I can't comment on the process in Latin, but the case system of North-West Semitic collapsed in two branches, Aramaic and Canaanite (Hebrew, Phoenician and some Transjordian languages), due to sound changes. The original endings are usually reconstructed as -u, -i, -a for the singular. Both Canaanite and Aramaic dropped these final short vowels. After this sound change, the cases are indistinguishable, and grammatical functions need to be indicated through other means.

These other means to indicate grammatical functions can be various. In Latin, sentence structure became more rigid so that subject and object can be distinguished. However, in Aramaic and Hebrew, sentence structure is already determined by information status and objects can be marked with an object marker (though not obligatorily so). The Aramaic object marker developed from a preposition; the origins of the Hebrew marker are unclear.

Returning to the question why it happens: sound change continuously happens (the extent to which it influences grammar varies), as a result of noise in the language acquisition process. (But this is really the topic for a different question.)

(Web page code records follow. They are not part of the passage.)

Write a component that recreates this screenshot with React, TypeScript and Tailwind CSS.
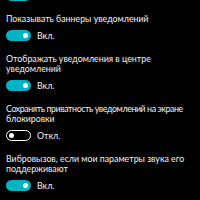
import React from 'react'

type Setting = {
    lines: string[]
    on: boolean
    tight?: boolean
}

const settings: Setting[] = [
    { lines: ['Показывать баннеры уведомлений'], on: true },
    { lines: ['Отображать уведомления в центре', 'уведомлений'], on: true },
    { lines: ['Сохранять приватность уведомлений на экране', 'блокировки'], on: false, tight: true },
    { lines: ['Вибровызов, если мои параметры звука его', 'поддерживают'], on: true },
]

function Toggle({ on }: { on: boolean }) {
    return on ? (
        <div className="flex h-[11px] w-[25px] items-center justify-end rounded-full bg-[#00b4c4] pr-[3px]">
            <div className="h-[5px] w-[5px] rounded-full bg-white" />
        </div>
    ) : (
        <div className="flex h-[11px] w-[25px] items-center rounded-full border border-white pl-[2px]">
            <div className="h-[5px] w-[5px] rounded-full bg-white" />
        </div>
    )
}

function SettingRow({ lines, on, tight }: Setting) {
    return (
        <div className="flex flex-col">
            {lines.map((line, i) => (
                <div
                    key={line}
                    className={
                        tight && i === 0
                            ? 'whitespace-nowrap text-[8.8px] leading-[10px] tracking-[-0.4px] text-[#f2f2f2]'
                            : 'whitespace-nowrap text-[8.8px] leading-[10px] text-[#f2f2f2]'
                    }
                >
                    {line}
                </div>
            ))}
            <div className="mt-[6px] flex items-center gap-[6px]">
                <Toggle on={on} />
                <span className="text-[8.8px] leading-[10px] text-[#f2f2f2]">{on ? 'Вкл.' : 'Откл.'}</span>
            </div>
        </div>
    )
}

export default function App() {
    return (
        <div
            className="h-[200px] w-[200px] overflow-hidden bg-black px-[6px]"
            style={{ fontFamily: 'Lato, "Open Sans", sans-serif' }}
        >
            <div className="-mt-[10px] flex h-[11px]">
                <Toggle on={true} />
            </div>
            <div className="mt-[13px] flex flex-col gap-[13px]">
                {settings.map((s) => (
                    <SettingRow key={s.lines[0]} {...s} />
                ))}
            </div>
        </div>
    )
}
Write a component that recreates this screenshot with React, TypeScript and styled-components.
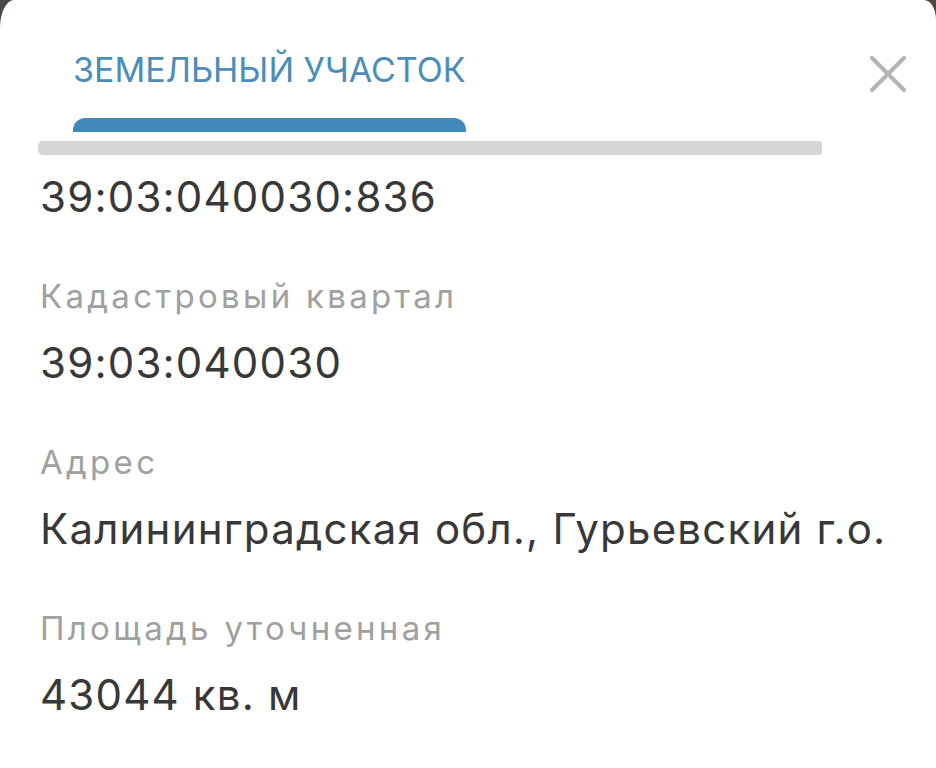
import { FC } from 'react'
import styled, { createGlobalStyle } from 'styled-components'

const GlobalStyle = createGlobalStyle`
  html, body {
    margin: 0;
    padding: 0;
    background: #4d4746;
  }
  body {
    font-family: Inter, "Noto Sans", "Liberation Sans", sans-serif;
    -webkit-font-smoothing: antialiased;
  }
`

const Sheet = styled.div`
  width: 936px;
  height: 768px;
  overflow: hidden;
  background: #fff;
  border-top-left-radius: 14px 28px;
  border-top-right-radius: 12px 20px;
  box-sizing: border-box;
`

const Header = styled.div`
  display: flex;
  align-items: flex-start;
  padding-left: 38px;
`

const TabsColumn = styled.div`
  width: 784px;
  display: flex;
  flex-direction: column;
`

const Tab = styled.div`
  margin-left: 35px;
  width: 393px;
  display: flex;
  flex-direction: column;
`

const TabLabel = styled.span`
  display: block;
  padding-top: 48px;
  font-size: 34px;
  line-height: 44px;
  letter-spacing: 0;
  color: #4b8db8;
  white-space: nowrap;
`

const TabIndicator = styled.div`
  margin-top: 26px;
  height: 14px;
  background: #4189ba;
  border-radius: 12px 12px 0 0;
`

const Track = styled.div`
  margin-top: 9px;
  height: 14px;
  background: #d5d5d5;
  border-radius: 5px 3px 3px 5px;
`

const CloseButton = styled.button`
  margin: 56px 0 0 48px;
  width: 36px;
  height: 36px;
  padding: 0;
  border: none;
  background: transparent;
  display: flex;
  align-items: center;
  justify-content: center;
  cursor: pointer;
`

const Content = styled.div`
  padding: 17px 40px 0;
  display: flex;
  flex-direction: column;
  gap: 54px;
`

const Field = styled.div`
  display: flex;
  flex-direction: column;
  gap: 22px;
`

const Label = styled.div`
  font-size: 33px;
  line-height: 40px;
  color: #a0a0a0;
  letter-spacing: 3.3px;
  white-space: nowrap;
`

const Value = styled.div`
  font-size: 42px;
  line-height: 50px;
  color: #383838;
  letter-spacing: 1.2px;
  white-space: nowrap;
`

const fields = [
  { label: '', value: '39:03:040030:836' },
  { label: 'Кадастровый квартал', value: '39:03:040030' },
  { label: 'Адрес', value: 'Калининградская обл., Гурьевский г.о.' },
  { label: 'Площадь уточненная', value: '43044 кв. м' },
]

const CloseIcon: FC = () => (
  <svg width="36" height="36" viewBox="0 0 36 36">
    <path d="M2 2 L34 34 M34 2 L2 34" stroke="#b4b4b4" strokeWidth="4" strokeLinecap="round" />
  </svg>
)

const App: FC = () => {
  return (
    <>
      <GlobalStyle />
      <Sheet>
        <Header>
          <TabsColumn>
            <Tab>
              <TabLabel>ЗЕМЕЛЬНЫЙ УЧАСТОК</TabLabel>
              <TabIndicator />
            </Tab>
            <Track />
          </TabsColumn>
          <CloseButton aria-label="Закрыть">
            <CloseIcon />
          </CloseButton>
        </Header>
        <Content>
          {fields.map(f => (
            <Field key={f.value}>
              {f.label && <Label>{f.label}</Label>}
              <Value>{f.value}</Value>
            </Field>
          ))}
        </Content>
      </Sheet>
    </>
  )
}

export default App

But of course, these are also slow and partially intertwined processes. Loss of short final vowels as discussed above is possible when they are less and less clearly pronounced, which happens in part because they are less and less relevant to meaning. Thus, things as object markers are already available in some contexts, get expanded, leading to a weaker need for case endings, leading to weaker articulation, leading to more usage of those object markers, etc. The process reinforces itself.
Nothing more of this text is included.